絞りの効果②ボケやすさ(被写界深度)を調整する
絞りを開放するとピントが合う範囲が狭くなってボケやすくなり、絞りを絞るとピントの合う範囲が広くなるのでボケにくくなります。
被写界深度を変えるときは絞りで調整することが多いので自分の使っているレンズでどの程度影響があるのか確認しておきましょう。
被写体や表現の仕方によって変えますが、詳しくはこちらで紹介しているのでぜひ確認してみてください。
ボケとパンフォーカス
写真の表現でもピントが合っているかどうか、ボケをどのように使うかは重要なカギとなります。
まずはボケや聞き慣れない言葉だと思いますがパンフォーカスについて説明します。
ボケ(ぼかし、シャローフォーカス)
ボケは、ピントが合っていない範囲のことです。
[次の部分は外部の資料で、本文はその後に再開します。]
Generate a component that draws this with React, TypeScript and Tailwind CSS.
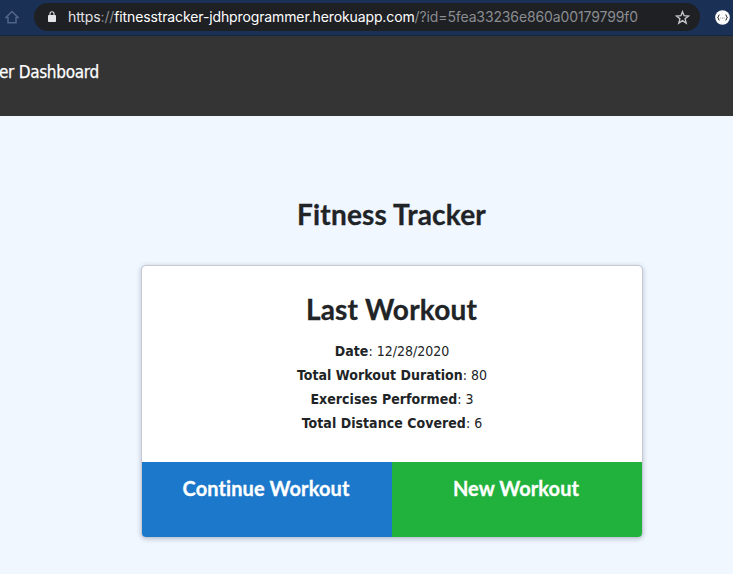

ボケやすい状態を「被写界深度が浅い」、ボケにくい状態を「被写界深度が深い」と表現します。
ピントの合っている場所から手前にも奥にもボケは発生します。また、ピントの合う範囲から離れれば離れるほどボケは強くなり、近ければ近いほどボケが弱くなるという特徴があります。
このボケ具合も写真を表現する一つの要素になります。ちなみに、ボケの概念は日本発祥で外国でも Bokeh(ぼけ)と言います。
パンフォーカス(ディープフォーカス)
パンフォーカスは、被写界深度を深くすることで近くのものから遠くのものまでピントが合っているように見せる方法、または、その方法で撮影された写真のことです。
絞りを絞ると背景はボケにくくなりパンフォーカスに(ピントの合っている範囲が広く)なります。
絞りとレンズ
一般的には単焦点レンズは絞り値を小さくできるので明るくてボケやすいレンズになります。
焦点距離18-55mmのレンズだと最少絞り値はF3.5とかで、55-200mmのレンズの最少絞り値はF4.0とかになります。
それに対し、単焦点レンズはF1.8やF1.4といった非常に小さい絞り値のレンズも多いです。
絞りすぎ、開放しすぎで画質が落ちる!?
絞りは絞りすぎても開放しすぎても多少画質が落ちてしまいます。
小絞りボケ
絞りを絞れば絞るほど写真の細かい部分が不鮮明になる現象です。光の回折により、画質の鮮明さが失われて全体的にボケた写真になります。回折現象とも言います。
対策
レンズにもよりますが一般的にはF4〜F11程度の絞りが適切なF値になるのでF30近くなるとディティールが失われる可能性があります。
どうして起きるの?
回折は簡単に言うと波が壁の裏側に回り込む現象です。
回り込んだ波は弱くなるので、写真では光があまり届かない部分が不鮮明になるといった影響が出てきます。
壁を挟むと声が届きにくくなることをイメージしてもらうとわかりやすいかもしれません。上の絵のように壁を挟むと声は小さくなりますが聞こえるのは回折で音が回り込んでいるためです。
収差
絞りを開放しすぎると発生する現象です。屈折の違いやプリズム効果(分散)から生じる色つきやボケ、歪みのことです。
収差には「色収差」「球面収差」の2種類があります。
色収差
色収差は光の色によってレンズを通ったときの曲がり方が違います(屈折率が違う)。
太陽の光が水蒸気にぶつかって虹ができるのと同様にカメラのレンズでも多少は起きてしまいます。
球面収差
球面収差はレンズにぶつかる場所によって曲がり方が違うため、うまく1点に光を集めることができずボケてしまったり、歪みが発生してしまうことです。
絞りを開放することで、レンズに光がぶつかる範囲が広くなってしまうため収差が起きやすくなってしまいます。
対策
単焦点レンズは、明るいレンズが多いですが、ズームレンズと比べてシンプルな構造となっているため、収差が表れにくく絞り値を小さくしてもきれいに写すことができることが多いです。
まとめ
絞りは写真の明るさだけでなく、ボケ具合にも影響があるのでしっかりと理解しておきましょう。